Buddhism has been a big part of Japanese culture and society since ancient times. It was originally brought from China around the 6th century via the Korean Peninsula. At first, there were political conflicts among powerful clans who were concerned about the influence of Buddhism on Japan’s society. Some people accepted and supported Buddhism as a new religious faith, while others were strongly against it.
After the political rows were put aside, however, Buddhism immediately started to spread across the country, along with the establishment of Buddhist temples. It was during the Heian Period (794 – 1192) that Buddhism officially became the national religion of Japan.
Today, Buddhism is said to make up around 67% of Japan’s population. This means that many people practice both Shintoism and Buddhism. From Buddhist alters at home to funerals held in the Buddhist style, we can easily find the influence of Buddhism in everyday life.
Throughout centuries, Buddhism has also been mixed with Shinto in a variety of aspects. This is called “Shinbutsu-Shugo” (神仏習合), the fusion of Shinto and Buddhism. Even today, many Japanese people unconsciously practice both of these religious beliefs.
One example is “Hatsumode” (初詣), the first shrine/temple visit of the year. Shrines are the center of Shintoism, while temples are the holy place of Buddhism for worship. Both sites are considered sacred among Japanese people, and followers of both religions will frequent both.
The introduction of Christianity to Japan occurred in 1549 with the arrival of a Catholic missionary known as “Francisco de Xavier.” Originally from Spain, he was sent to Japan in order to spread the faith of Christianity across the country.
He landed on Tanegashima (種子島), a small inhabited island in Kagoshima prefecture, and started his missionary activities in the Kyushu region.

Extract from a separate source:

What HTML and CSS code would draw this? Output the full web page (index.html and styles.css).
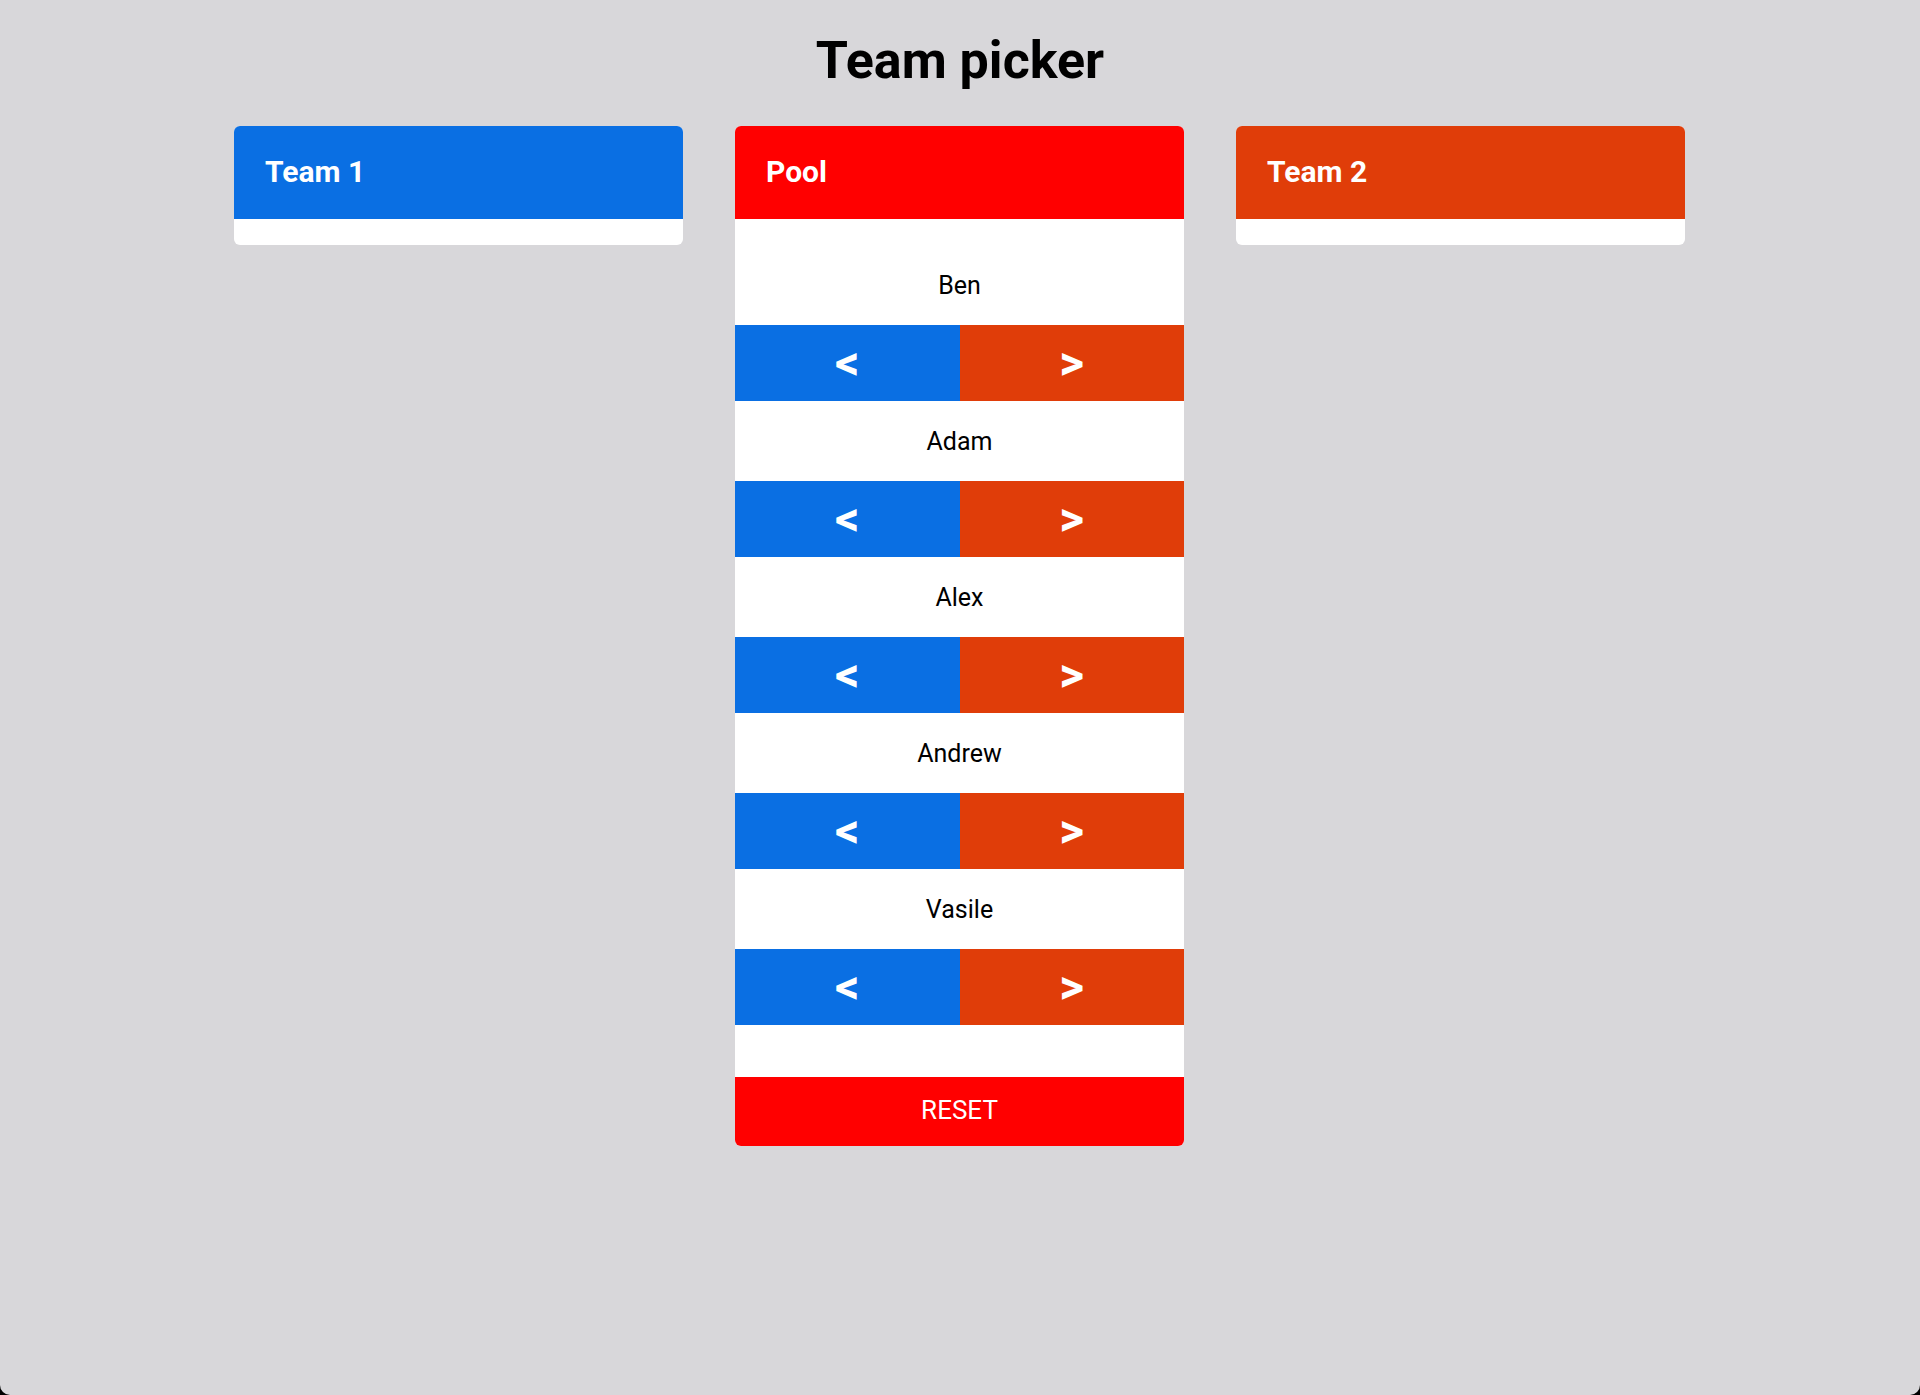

Some locals, particularly around Nagasaki prefecture, became passionate Christians and supported his missionary work.
However, during the Edo Period (1603 -1868), Christianity was strictly prohibited by the Tokugawa shogunate because they were afraid that its influence would undermine the authority of the shogunate. It was during the Meiji Period (1868 – 1912) that Christianity was officially legalized by the new government, and people were finally allowed to follow their religious faith freely.
Surprisingly, it is said that only 1 – 1.5% of Japan’s population are Christian. Despite the small number of adherents, there are countless numbers of beautiful churches and cathedrals across Japan. Many people, especially young couples, have started to prefer to hold their wedding ceremonies at churches in a western style rather than in Shinto shrines, regardless of their religious beliefs. Some Christian architecture also retains historical values and is often visited by tourists from around the world as popular tourist attractions.
4. Other religions in Japan
Apart from widely-practiced religions, there are a number of other religious that people believe in in Japan. These religions are said to account for only 6% of Japan’s population but still hold a powerful influence across the country with the support of adherents.
Islam is the world’s second-largest religion, with around 1.8 billion followers globally. There are estimated to be over 200,000 people who belong to Islam in Japan. This number has doubled over the past ten years, and is constantly increasing every year. The majority of Muslims in Japan is made up of immigrants from other countries such as Indonesia, Malaysia, and Turkey.
The Bahá’í Faith originally derived from Shi’a Islam and is one of the two largest branches of Islam. This religious faith was born and developed in Persia in the 19th century, which is a part of The Islamic Republic of Iran today. The teachings of the Bahá’í were brought to Japan by two American adherents in 1909. Today, there are Bahá’í communities across Japan, and they regularly hold official gatherings for prayer.
Hinduism is the world’s third largest religion which is said to have over 9 billion followers around the world. That being said, Hinduism is regarded as a minority religion in Japan, with a small number of followers who are mostly from India or Nepal. Both Hinduism and Buddhism originated in India, and therefore they have some similarities in common.
Judaism has about 2,000 followers in Japan, and most of them are mainly from Israel. The first Jewish people appeared around the 15th – 16th century and settled in Kobe and Nagasaki, which were officially approved by the government as foreign settlements. These cities played an important role as the center of Jewish communities before World War II. There is currently a Jewish Community Center in the Hiroo area, Tokyo, and some other locations around Kobe city in Hyogo prefecture.
Since many Japanese people regard themselves as not religious, it might be difficult for foreign tourists to understand how much religions matter in their lives. Japanese people flexibly and naturally incorporate the elements of several religions in their daily lives and peacefully practice the teachings of each religion. Religious diversity in Japan also means there is always a comfortable community for everyone to join, regardless of their religious backgrounds or nationalities. Whether you believe in one of the major religions or minor ones, you will never feel alone in Japan!